>> BEGIN Input rows

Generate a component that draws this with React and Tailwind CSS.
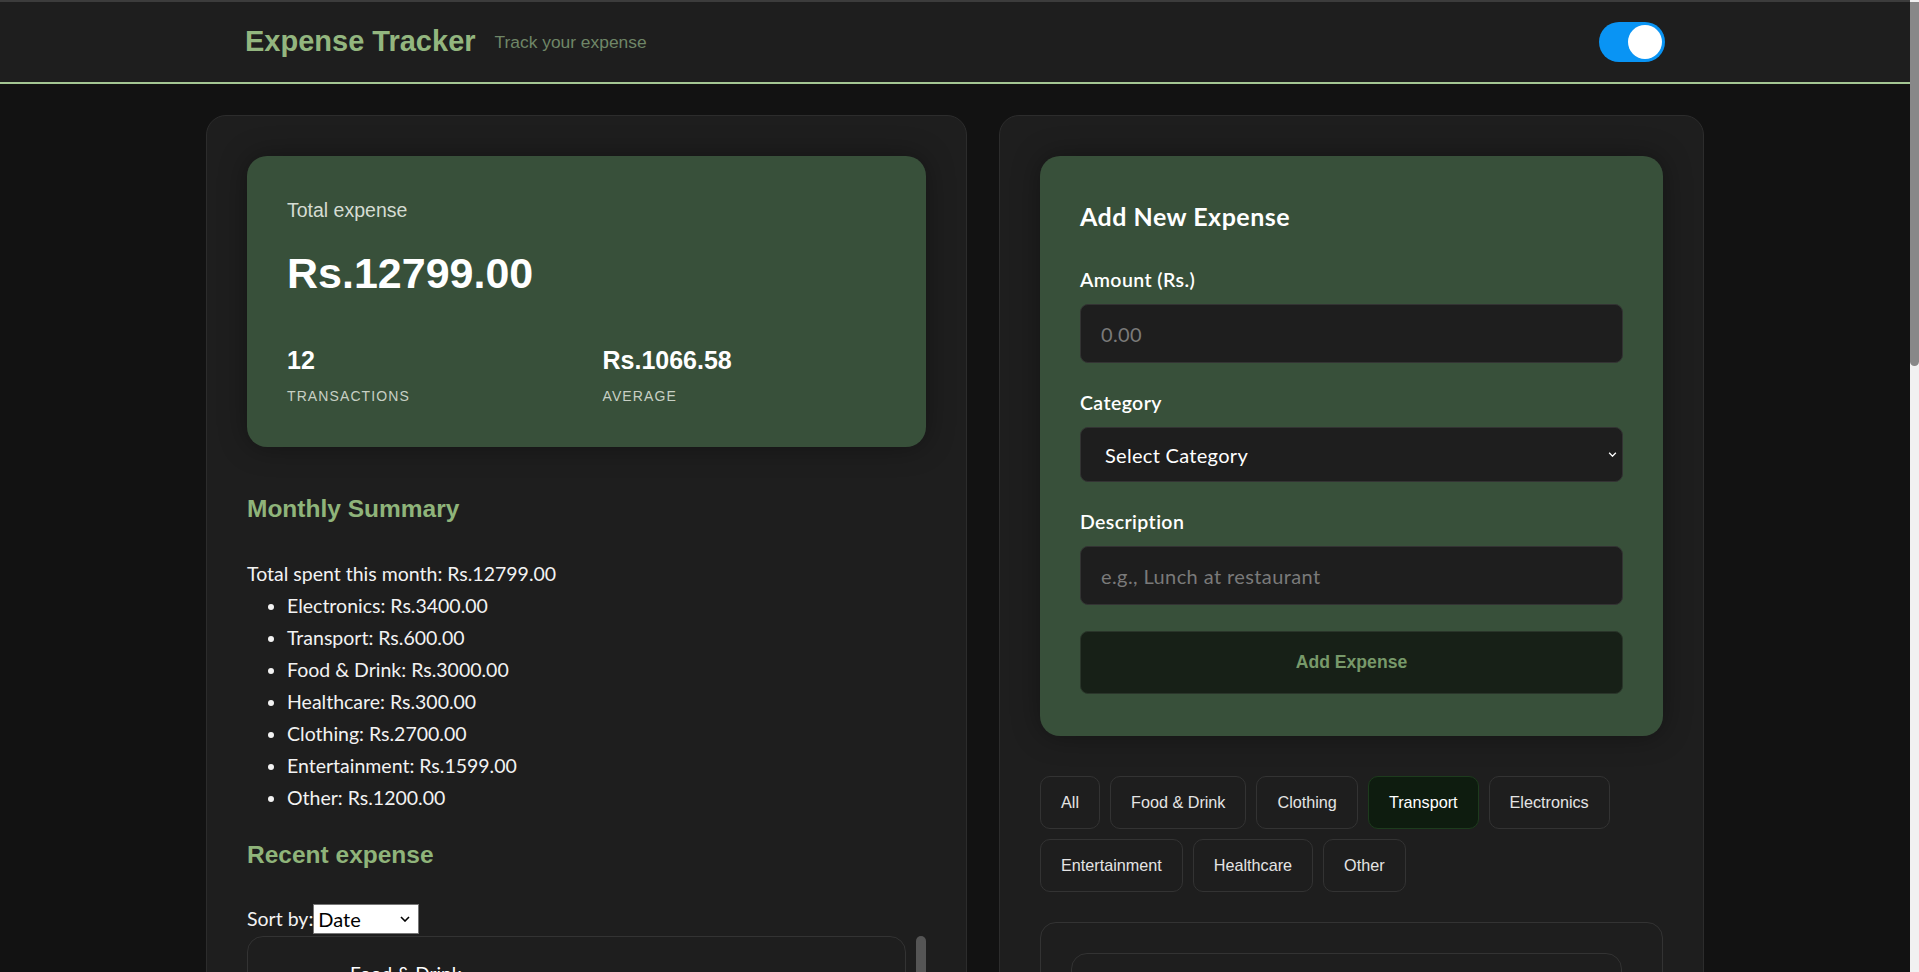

>> END Input rows
>> BEGIN Input rows

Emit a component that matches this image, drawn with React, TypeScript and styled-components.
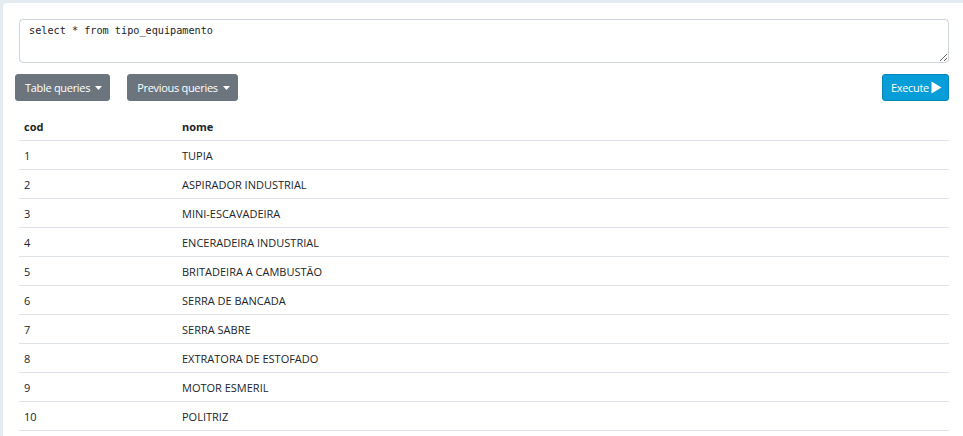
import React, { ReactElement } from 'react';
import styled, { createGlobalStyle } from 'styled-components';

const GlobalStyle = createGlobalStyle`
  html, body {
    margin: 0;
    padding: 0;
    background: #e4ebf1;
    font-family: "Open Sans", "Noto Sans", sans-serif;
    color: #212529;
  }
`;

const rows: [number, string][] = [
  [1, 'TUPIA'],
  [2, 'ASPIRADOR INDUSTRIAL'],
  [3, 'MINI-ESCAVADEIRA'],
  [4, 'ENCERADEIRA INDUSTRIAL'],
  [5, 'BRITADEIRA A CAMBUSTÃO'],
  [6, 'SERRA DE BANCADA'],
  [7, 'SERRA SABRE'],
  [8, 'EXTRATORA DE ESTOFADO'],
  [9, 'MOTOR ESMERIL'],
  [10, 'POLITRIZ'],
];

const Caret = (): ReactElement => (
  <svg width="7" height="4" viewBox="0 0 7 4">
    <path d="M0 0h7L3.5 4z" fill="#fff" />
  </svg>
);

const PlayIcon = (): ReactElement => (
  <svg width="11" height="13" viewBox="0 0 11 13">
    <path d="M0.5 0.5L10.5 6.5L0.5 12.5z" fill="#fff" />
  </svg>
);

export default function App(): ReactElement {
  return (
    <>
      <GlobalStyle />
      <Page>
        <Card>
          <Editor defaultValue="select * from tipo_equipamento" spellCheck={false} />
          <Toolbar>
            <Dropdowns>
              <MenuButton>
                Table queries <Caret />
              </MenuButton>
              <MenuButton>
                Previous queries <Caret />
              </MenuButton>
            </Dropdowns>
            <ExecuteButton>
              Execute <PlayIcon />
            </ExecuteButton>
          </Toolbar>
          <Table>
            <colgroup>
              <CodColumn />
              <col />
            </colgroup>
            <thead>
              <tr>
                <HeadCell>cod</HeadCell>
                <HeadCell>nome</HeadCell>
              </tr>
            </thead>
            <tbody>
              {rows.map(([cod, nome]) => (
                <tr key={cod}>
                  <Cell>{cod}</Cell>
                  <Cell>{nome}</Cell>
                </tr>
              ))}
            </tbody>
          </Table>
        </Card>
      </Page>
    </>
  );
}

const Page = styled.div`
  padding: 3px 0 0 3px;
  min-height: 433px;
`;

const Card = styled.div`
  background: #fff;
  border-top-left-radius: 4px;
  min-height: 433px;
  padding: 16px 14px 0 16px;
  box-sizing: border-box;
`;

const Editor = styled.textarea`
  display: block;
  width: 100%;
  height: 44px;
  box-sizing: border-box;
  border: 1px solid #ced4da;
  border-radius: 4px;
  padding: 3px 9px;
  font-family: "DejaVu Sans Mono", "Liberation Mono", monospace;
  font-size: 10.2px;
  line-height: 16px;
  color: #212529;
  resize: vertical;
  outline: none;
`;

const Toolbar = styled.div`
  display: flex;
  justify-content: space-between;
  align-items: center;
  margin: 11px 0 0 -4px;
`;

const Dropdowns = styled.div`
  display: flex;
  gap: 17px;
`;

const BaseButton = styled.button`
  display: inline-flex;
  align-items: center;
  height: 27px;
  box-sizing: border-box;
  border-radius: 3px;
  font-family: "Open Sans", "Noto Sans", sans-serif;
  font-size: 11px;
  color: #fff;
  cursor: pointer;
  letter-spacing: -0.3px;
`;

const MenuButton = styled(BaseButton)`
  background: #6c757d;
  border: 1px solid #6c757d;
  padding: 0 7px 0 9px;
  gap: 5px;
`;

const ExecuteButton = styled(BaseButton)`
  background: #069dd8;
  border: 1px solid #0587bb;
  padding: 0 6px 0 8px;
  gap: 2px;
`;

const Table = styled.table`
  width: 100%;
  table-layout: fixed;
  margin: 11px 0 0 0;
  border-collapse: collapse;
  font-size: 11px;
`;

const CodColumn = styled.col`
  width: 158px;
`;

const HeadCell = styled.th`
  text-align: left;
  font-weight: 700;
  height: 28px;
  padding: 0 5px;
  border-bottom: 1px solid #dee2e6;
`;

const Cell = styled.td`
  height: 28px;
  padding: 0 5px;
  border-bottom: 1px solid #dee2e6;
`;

>> END Input rows

What is asked: Select and copy every line from the records that includes the word "components".

Final answer:
Emit a component that matches this image, drawn with React, TypeScript and styled-components.
import styled, { createGlobalStyle } from 'styled-components';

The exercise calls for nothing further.